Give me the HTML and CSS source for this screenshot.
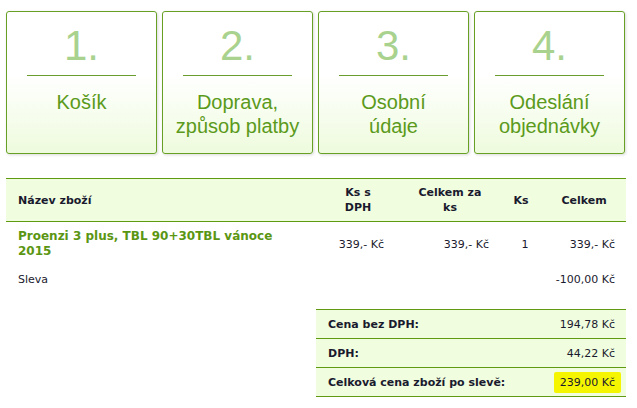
FILE: index.html
```html
<!DOCTYPE html>
<html>
<head>
    <title>Objednávka</title>
    <link rel="stylesheet" href="styles.css">
</head>
<body>
    <div class="steps">
        <div class="step">
            <div class="step-num">1.</div>
            <div class="step-line"></div>
            <div class="step-name">Košík</div>
        </div>
        <div class="step">
            <div class="step-num">2.</div>
            <div class="step-line"></div>
            <div class="step-name">Doprava,<br>způsob platby</div>
        </div>
        <div class="step">
            <div class="step-num">3.</div>
            <div class="step-line"></div>
            <div class="step-name">Osobní<br>údaje</div>
        </div>
        <div class="step">
            <div class="step-num">4.</div>
            <div class="step-line"></div>
            <div class="step-name">Odeslání<br>objednávky</div>
        </div>
    </div>

    <table class="cart">
        <thead>
            <tr>
                <th class="col-name">Název zboží</th>
                <th class="col-price">Ks s<br>DPH</th>
                <th class="col-unit">Celkem za<br>ks</th>
                <th class="col-qty">Ks</th>
                <th class="col-total">Celkem</th>
            </tr>
        </thead>
        <tbody>
            <tr class="item">
                <td class="product">Proenzi 3 plus, TBL 90+30TBL vánoce<br>2015</td>
                <td class="num price">339,- Kč</td>
                <td class="num">339,- Kč</td>
                <td class="qty">1</td>
                <td class="num">339,- Kč</td>
            </tr>
            <tr class="discount">
                <td class="label">Sleva</td>
                <td></td>
                <td></td>
                <td></td>
                <td class="num">-100,00 Kč</td>
            </tr>
        </tbody>
    </table>

    <table class="summary">
        <tr>
            <th>Cena bez DPH:</th>
            <td>194,78 Kč</td>
        </tr>
        <tr>
            <th>DPH:</th>
            <td>44,22 Kč</td>
        </tr>
        <tr>
            <th>Celková cena zboží po slevě:</th>
            <td><span class="highlight">239,00 Kč</span></td>
        </tr>
    </table>
</body>
</html>
```

FILE: styles.css
```css
body {
    margin: 0;
    padding: 11px 6px 0 6px;
    background: #fff;
    font-family: "DejaVu Sans", Verdana, sans-serif;
    font-size: 11px;
    color: #1a1a2e;
}
.steps {
    display: flex;
    gap: 5px;
    width: 619px;
}
.step {
    width: 151px;
    height: 143px;
    box-sizing: border-box;
    border: 1px solid #68a026;
    border-radius: 3px;
    background: linear-gradient(to bottom, #fff 0%, #fff 45%, #eefbdd 100%);
    box-shadow: 1px 1px 3px rgba(0, 0, 0, 0.15);
    text-align: center;
    font-family: "Liberation Sans", Arial, sans-serif;
    padding-top: 10px;
}
.step-num {
    font-size: 42px;
    line-height: 48px;
    color: #a9d28e;
}
.step-line {
    width: 109px;
    height: 1px;
    margin: 5px auto 0;
    background: #6a9e2c;
}
.step-name {
    margin-top: 14px;
    font-size: 20px;
    line-height: 24px;
    color: #5b9a1b;
}
table {
    border-collapse: collapse;
}
.cart {
    width: 620px;
    margin-top: 24px;
}
.cart thead th {
    background: #f0fddf;
    border-top: 1px solid #5f9a12;
    border-bottom: 1px solid #5f9a12;
    height: 42px;
    padding: 0;
    font-weight: bold;
    line-height: 15px;
    text-align: center;
}
.cart th.col-name {
    text-align: left;
    padding-left: 12px;
}
.col-name { width: 298px; }
.col-price { width: 84px; }
.col-unit { width: 100px; }
.col-qty { width: 42px; }
.col-total { width: 84px; }
.cart td {
    padding: 0;
}
.item td {
    height: 44px;
    vertical-align: middle;
}
.cart .product {
    padding-left: 12px;
    font-weight: bold;
    font-size: 12px;
    line-height: 15px;
    color: #5b9613;
}
.cart .num {
    text-align: right;
    padding-right: 11px;
}
.cart .price {
    padding-right: 16px;
}
.cart .qty {
    text-align: center;
    padding-left: 8px;
}
.discount td {
    height: 29px;
    vertical-align: top;
    padding-top: 7px;
}
.cart .label {
    padding-left: 12px;
}
.summary {
    width: 310px;
    margin-left: 310px;
    margin-top: 7px;
}
.summary tr {
    background: #f0fddf;
    border-top: 1px solid #5f9a12;
    border-bottom: 1px solid #5f9a12;
}
.summary th,
.summary td {
    height: 28px;
    padding: 0;
}
.summary th {
    text-align: left;
    padding-left: 12px;
    font-weight: bold;
}
.summary td {
    text-align: right;
    padding-right: 11px;
}
.highlight {
    display: inline-block;
    background: #f5f500;
    border-radius: 2px;
    padding: 4px 6px;
    margin-right: -6px;
}
```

^^^^^^^^

§ Job: Transcribe all of the material exactly, leaving out whatever pictures it contains.

§ Task output:
Give me the HTML and CSS source for this screenshot.
FILE: index.html
```html
<!DOCTYPE html>
<html>
<head>
    <title>Objednávka</title>
    <link rel="stylesheet" href="styles.css">
</head>
<body>
    <div class="steps">
        <div class="step">
            <div class="step-num">1.</div>
            <div class="step-line"></div>
            <div class="step-name">Košík</div>
        </div>
        <div class="step">
            <div class="step-num">2.</div>
            <div class="step-line"></div>
            <div class="step-name">Doprava,<br>způsob platby</div>
        </div>
        <div class="step">
            <div class="step-num">3.</div>
            <div class="step-line"></div>
            <div class="step-name">Osobní<br>údaje</div>
        </div>
        <div class="step">
            <div class="step-num">4.</div>
            <div class="step-line"></div>
            <div class="step-name">Odeslání<br>objednávky</div>
        </div>
    </div>

    <table class="cart">
        <thead>
            <tr>
                <th class="col-name">Název zboží</th>
                <th class="col-price">Ks s<br>DPH</th>
                <th class="col-unit">Celkem za<br>ks</th>
                <th class="col-qty">Ks</th>
                <th class="col-total">Celkem</th>
            </tr>
        </thead>
        <tbody>
            <tr class="item">
                <td class="product">Proenzi 3 plus, TBL 90+30TBL vánoce<br>2015</td>
                <td class="num price">339,- Kč</td>
                <td class="num">339,- Kč</td>
                <td class="qty">1</td>
                <td class="num">339,- Kč</td>
            </tr>
            <tr class="discount">
                <td class="label">Sleva</td>
                <td></td>
                <td></td>
                <td></td>
                <td class="num">-100,00 Kč</td>
            </tr>
        </tbody>
    </table>

    <table class="summary">
        <tr>
            <th>Cena bez DPH:</th>
            <td>194,78 Kč</td>
        </tr>
        <tr>
            <th>DPH:</th>
            <td>44,22 Kč</td>
        </tr>
        <tr>
            <th>Celková cena zboží po slevě:</th>
            <td><span class="highlight">239,00 Kč</span></td>
        </tr>
    </table>
</body>
</html>
```

FILE: styles.css
```css
body {
    margin: 0;
    padding: 11px 6px 0 6px;
    background: #fff;
    font-family: "DejaVu Sans", Verdana, sans-serif;
    font-size: 11px;
    color: #1a1a2e;
}
.steps {
    display: flex;
    gap: 5px;
    width: 619px;
}
.step {
    width: 151px;
    height: 143px;
    box-sizing: border-box;
    border: 1px solid #68a026;
    border-radius: 3px;
    background: linear-gradient(to bottom, #fff 0%, #fff 45%, #eefbdd 100%);
    box-shadow: 1px 1px 3px rgba(0, 0, 0, 0.15);
    text-align: center;
    font-family: "Liberation Sans", Arial, sans-serif;
    padding-top: 10px;
}
.step-num {
    font-size: 42px;
    line-height: 48px;
    color: #a9d28e;
}
.step-line {
    width: 109px;
    height: 1px;
    margin: 5px auto 0;
    background: #6a9e2c;
}
.step-name {
    margin-top: 14px;
    font-size: 20px;
    line-height: 24px;
    color: #5b9a1b;
}
table {
    border-collapse: collapse;
}
.cart {
    width: 620px;
    margin-top: 24px;
}
.cart thead th {
    background: #f0fddf;
    border-top: 1px solid #5f9a12;
    border-bottom: 1px solid #5f9a12;
    height: 42px;
    padding: 0;
    font-weight: bold;
    line-height: 15px;
    text-align: center;
}
.cart th.col-name {
    text-align: left;
    padding-left: 12px;
}
.col-name { width: 298px; }
.col-price { width: 84px; }
.col-unit { width: 100px; }
.col-qty { width: 42px; }
.col-total { width: 84px; }
.cart td {
    padding: 0;
}
.item td {
    height: 44px;
    vertical-align: middle;
}
.cart .product {
    padding-left: 12px;
    font-weight: bold;
    font-size: 12px;
    line-height: 15px;
    color: #5b9613;
}
.cart .num {
    text-align: right;
    padding-right: 11px;
}
.cart .price {
    padding-right: 16px;
}
.cart .qty {
    text-align: center;
    padding-left: 8px;
}
.discount td {
    height: 29px;
    vertical-align: top;
    padding-top: 7px;
}
.cart .label {
    padding-left: 12px;
}
.summary {
    width: 310px;
    margin-left: 310px;
    margin-top: 7px;
}
.summary tr {
    background: #f0fddf;
    border-top: 1px solid #5f9a12;
    border-bottom: 1px solid #5f9a12;
}
.summary th,
.summary td {
    height: 28px;
    padding: 0;
}
.summary th {
    text-align: left;
    padding-left: 12px;
    font-weight: bold;
}
.summary td {
    text-align: right;
    padding-right: 11px;
}
.highlight {
    display: inline-block;
    background: #f5f500;
    border-radius: 2px;
    padding: 4px 6px;
    margin-right: -6px;
}
```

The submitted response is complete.